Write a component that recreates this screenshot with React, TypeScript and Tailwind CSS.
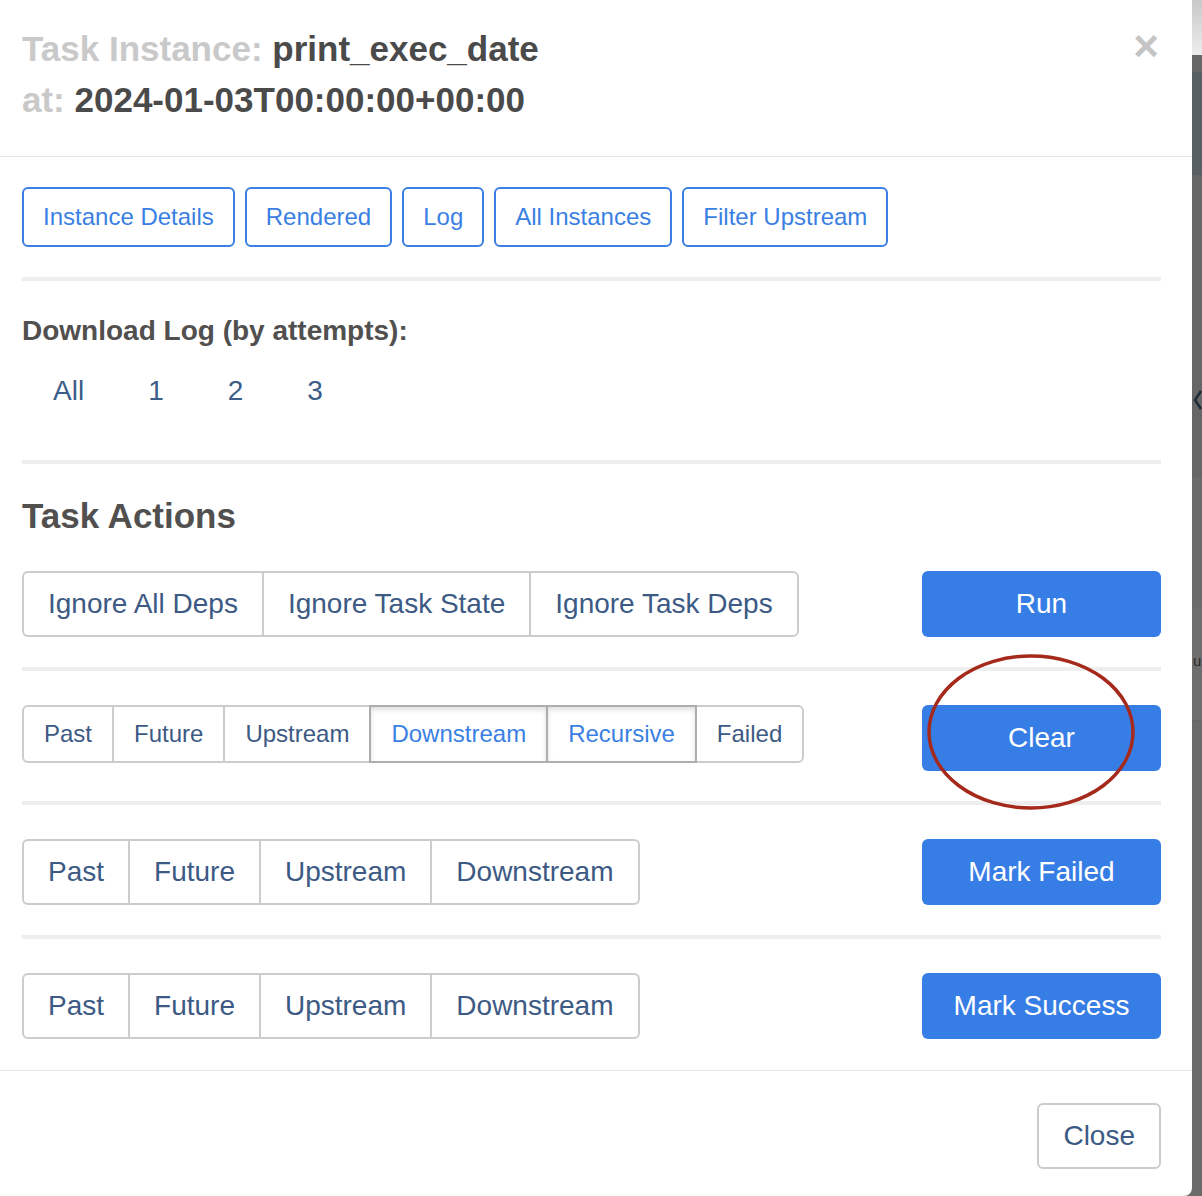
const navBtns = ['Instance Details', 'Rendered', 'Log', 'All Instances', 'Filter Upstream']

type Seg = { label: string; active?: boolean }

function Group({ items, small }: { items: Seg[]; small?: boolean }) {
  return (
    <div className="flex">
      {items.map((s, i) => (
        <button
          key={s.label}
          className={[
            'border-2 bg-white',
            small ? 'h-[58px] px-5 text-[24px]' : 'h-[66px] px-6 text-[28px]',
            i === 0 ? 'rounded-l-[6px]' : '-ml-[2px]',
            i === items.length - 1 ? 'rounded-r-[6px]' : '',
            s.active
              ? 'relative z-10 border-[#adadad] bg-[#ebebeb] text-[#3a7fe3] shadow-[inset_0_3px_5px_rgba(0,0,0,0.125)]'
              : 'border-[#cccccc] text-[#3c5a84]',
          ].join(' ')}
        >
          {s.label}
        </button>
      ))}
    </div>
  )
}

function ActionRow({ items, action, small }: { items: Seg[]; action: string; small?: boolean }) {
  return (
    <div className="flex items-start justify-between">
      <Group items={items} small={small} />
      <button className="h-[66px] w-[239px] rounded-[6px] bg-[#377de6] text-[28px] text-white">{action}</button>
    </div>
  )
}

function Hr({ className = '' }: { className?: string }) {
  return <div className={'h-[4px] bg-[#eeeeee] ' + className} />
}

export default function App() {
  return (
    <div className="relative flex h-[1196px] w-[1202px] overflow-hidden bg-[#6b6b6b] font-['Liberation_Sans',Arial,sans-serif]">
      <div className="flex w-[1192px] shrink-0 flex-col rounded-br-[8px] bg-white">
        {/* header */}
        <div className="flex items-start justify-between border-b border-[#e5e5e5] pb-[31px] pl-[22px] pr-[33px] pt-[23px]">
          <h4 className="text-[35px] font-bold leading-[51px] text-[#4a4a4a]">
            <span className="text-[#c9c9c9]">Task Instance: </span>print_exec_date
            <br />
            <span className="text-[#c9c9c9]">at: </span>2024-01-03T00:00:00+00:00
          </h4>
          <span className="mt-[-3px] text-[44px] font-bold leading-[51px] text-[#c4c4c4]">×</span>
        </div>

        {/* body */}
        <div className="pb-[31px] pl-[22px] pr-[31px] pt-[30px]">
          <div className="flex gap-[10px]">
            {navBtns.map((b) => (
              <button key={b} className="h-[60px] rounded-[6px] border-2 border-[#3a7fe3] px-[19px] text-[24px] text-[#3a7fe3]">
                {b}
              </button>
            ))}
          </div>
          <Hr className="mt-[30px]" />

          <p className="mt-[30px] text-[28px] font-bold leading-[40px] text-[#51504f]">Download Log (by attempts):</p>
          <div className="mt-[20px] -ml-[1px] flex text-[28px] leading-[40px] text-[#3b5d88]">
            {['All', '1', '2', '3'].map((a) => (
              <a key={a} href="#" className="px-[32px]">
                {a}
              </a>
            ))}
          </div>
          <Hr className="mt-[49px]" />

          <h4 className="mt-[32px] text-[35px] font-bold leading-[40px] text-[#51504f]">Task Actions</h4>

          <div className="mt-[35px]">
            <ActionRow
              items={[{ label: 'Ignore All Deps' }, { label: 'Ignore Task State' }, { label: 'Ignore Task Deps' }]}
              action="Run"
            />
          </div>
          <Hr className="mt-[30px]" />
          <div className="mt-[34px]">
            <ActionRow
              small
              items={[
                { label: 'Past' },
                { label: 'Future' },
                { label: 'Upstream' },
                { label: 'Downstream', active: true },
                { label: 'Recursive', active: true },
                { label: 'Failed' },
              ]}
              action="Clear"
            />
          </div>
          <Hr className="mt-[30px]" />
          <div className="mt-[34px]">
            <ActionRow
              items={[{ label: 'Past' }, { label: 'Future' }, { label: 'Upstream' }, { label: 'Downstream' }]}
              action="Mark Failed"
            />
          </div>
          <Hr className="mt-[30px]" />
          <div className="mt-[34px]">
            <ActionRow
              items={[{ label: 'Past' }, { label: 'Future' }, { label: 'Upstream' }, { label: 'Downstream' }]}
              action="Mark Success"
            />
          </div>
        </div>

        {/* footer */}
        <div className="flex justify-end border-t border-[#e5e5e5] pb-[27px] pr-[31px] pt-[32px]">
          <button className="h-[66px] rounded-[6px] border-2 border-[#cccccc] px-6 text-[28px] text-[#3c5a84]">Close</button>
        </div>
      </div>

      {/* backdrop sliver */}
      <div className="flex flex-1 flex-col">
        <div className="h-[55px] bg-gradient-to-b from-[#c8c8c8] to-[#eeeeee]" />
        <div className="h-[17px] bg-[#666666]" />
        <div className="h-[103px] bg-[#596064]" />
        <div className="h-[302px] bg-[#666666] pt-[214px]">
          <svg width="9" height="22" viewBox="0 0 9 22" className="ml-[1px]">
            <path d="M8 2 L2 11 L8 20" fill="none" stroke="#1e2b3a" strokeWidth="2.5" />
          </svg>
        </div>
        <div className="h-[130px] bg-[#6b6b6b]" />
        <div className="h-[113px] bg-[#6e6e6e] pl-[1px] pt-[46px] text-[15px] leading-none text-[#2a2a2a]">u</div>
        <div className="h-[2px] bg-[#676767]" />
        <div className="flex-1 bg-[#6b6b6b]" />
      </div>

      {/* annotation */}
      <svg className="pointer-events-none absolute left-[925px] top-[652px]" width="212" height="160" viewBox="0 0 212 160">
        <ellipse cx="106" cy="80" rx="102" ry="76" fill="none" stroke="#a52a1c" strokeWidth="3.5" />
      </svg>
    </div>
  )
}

....

TASK TO CARRY OUT: Make an exact copy of the listing above. Do not include the pictures.

WRITTEN REPLY:
Write a component that recreates this screenshot with React, TypeScript and Tailwind CSS.
const navBtns = ['Instance Details', 'Rendered', 'Log', 'All Instances', 'Filter Upstream']

type Seg = { label: string; active?: boolean }

function Group({ items, small }: { items: Seg[]; small?: boolean }) {
  return (
    <div className="flex">
      {items.map((s, i) => (
        <button
          key={s.label}
          className={[
            'border-2 bg-white',
            small ? 'h-[58px] px-5 text-[24px]' : 'h-[66px] px-6 text-[28px]',
            i === 0 ? 'rounded-l-[6px]' : '-ml-[2px]',
            i === items.length - 1 ? 'rounded-r-[6px]' : '',
            s.active
              ? 'relative z-10 border-[#adadad] bg-[#ebebeb] text-[#3a7fe3] shadow-[inset_0_3px_5px_rgba(0,0,0,0.125)]'
              : 'border-[#cccccc] text-[#3c5a84]',
          ].join(' ')}
        >
          {s.label}
        </button>
      ))}
    </div>
  )
}

function ActionRow({ items, action, small }: { items: Seg[]; action: string; small?: boolean }) {
  return (
    <div className="flex items-start justify-between">
      <Group items={items} small={small} />
      <button className="h-[66px] w-[239px] rounded-[6px] bg-[#377de6] text-[28px] text-white">{action}</button>
    </div>
  )
}

function Hr({ className = '' }: { className?: string }) {
  return <div className={'h-[4px] bg-[#eeeeee] ' + className} />
}

export default function App() {
  return (
    <div className="relative flex h-[1196px] w-[1202px] overflow-hidden bg-[#6b6b6b] font-['Liberation_Sans',Arial,sans-serif]">
      <div className="flex w-[1192px] shrink-0 flex-col rounded-br-[8px] bg-white">
        {/* header */}
        <div className="flex items-start justify-between border-b border-[#e5e5e5] pb-[31px] pl-[22px] pr-[33px] pt-[23px]">
          <h4 className="text-[35px] font-bold leading-[51px] text-[#4a4a4a]">
            <span className="text-[#c9c9c9]">Task Instance: </span>print_exec_date
            <br />
            <span className="text-[#c9c9c9]">at: </span>2024-01-03T00:00:00+00:00
          </h4>
          <span className="mt-[-3px] text-[44px] font-bold leading-[51px] text-[#c4c4c4]">×</span>
        </div>

        {/* body */}
        <div className="pb-[31px] pl-[22px] pr-[31px] pt-[30px]">
          <div className="flex gap-[10px]">
            {navBtns.map((b) => (
              <button key={b} className="h-[60px] rounded-[6px] border-2 border-[#3a7fe3] px-[19px] text-[24px] text-[#3a7fe3]">
                {b}
              </button>
            ))}
          </div>
          <Hr className="mt-[30px]" />

          <p className="mt-[30px] text-[28px] font-bold leading-[40px] text-[#51504f]">Download Log (by attempts):</p>
          <div className="mt-[20px] -ml-[1px] flex text-[28px] leading-[40px] text-[#3b5d88]">
            {['All', '1', '2', '3'].map((a) => (
              <a key={a} href="#" className="px-[32px]">
                {a}
              </a>
            ))}
          </div>
          <Hr className="mt-[49px]" />

          <h4 className="mt-[32px] text-[35px] font-bold leading-[40px] text-[#51504f]">Task Actions</h4>

          <div className="mt-[35px]">
            <ActionRow
              items={[{ label: 'Ignore All Deps' }, { label: 'Ignore Task State' }, { label: 'Ignore Task Deps' }]}
              action="Run"
            />
          </div>
          <Hr className="mt-[30px]" />
          <div className="mt-[34px]">
            <ActionRow
              small
              items={[
                { label: 'Past' },
                { label: 'Future' },
                { label: 'Upstream' },
                { label: 'Downstream', active: true },
                { label: 'Recursive', active: true },
                { label: 'Failed' },
              ]}
              action="Clear"
            />
          </div>
          <Hr className="mt-[30px]" />
          <div className="mt-[34px]">
            <ActionRow
              items={[{ label: 'Past' }, { label: 'Future' }, { label: 'Upstream' }, { label: 'Downstream' }]}
              action="Mark Failed"
            />
          </div>
          <Hr className="mt-[30px]" />
          <div className="mt-[34px]">
            <ActionRow
              items={[{ label: 'Past' }, { label: 'Future' }, { label: 'Upstream' }, { label: 'Downstream' }]}
              action="Mark Success"
            />
          </div>
        </div>

        {/* footer */}
        <div className="flex justify-end border-t border-[#e5e5e5] pb-[27px] pr-[31px] pt-[32px]">
          <button className="h-[66px] rounded-[6px] border-2 border-[#cccccc] px-6 text-[28px] text-[#3c5a84]">Close</button>
        </div>
      </div>

      {/* backdrop sliver */}
      <div className="flex flex-1 flex-col">
        <div className="h-[55px] bg-gradient-to-b from-[#c8c8c8] to-[#eeeeee]" />
        <div className="h-[17px] bg-[#666666]" />
        <div className="h-[103px] bg-[#596064]" />
        <div className="h-[302px] bg-[#666666] pt-[214px]">
          <svg width="9" height="22" viewBox="0 0 9 22" className="ml-[1px]">
            <path d="M8 2 L2 11 L8 20" fill="none" stroke="#1e2b3a" strokeWidth="2.5" />
          </svg>
        </div>
        <div className="h-[130px] bg-[#6b6b6b]" />
        <div className="h-[113px] bg-[#6e6e6e] pl-[1px] pt-[46px] text-[15px] leading-none text-[#2a2a2a]">u</div>
        <div className="h-[2px] bg-[#676767]" />
        <div className="flex-1 bg-[#6b6b6b]" />
      </div>

      {/* annotation */}
      <svg className="pointer-events-none absolute left-[925px] top-[652px]" width="212" height="160" viewBox="0 0 212 160">
        <ellipse cx="106" cy="80" rx="102" ry="76" fill="none" stroke="#a52a1c" strokeWidth="3.5" />
      </svg>
    </div>
  )
}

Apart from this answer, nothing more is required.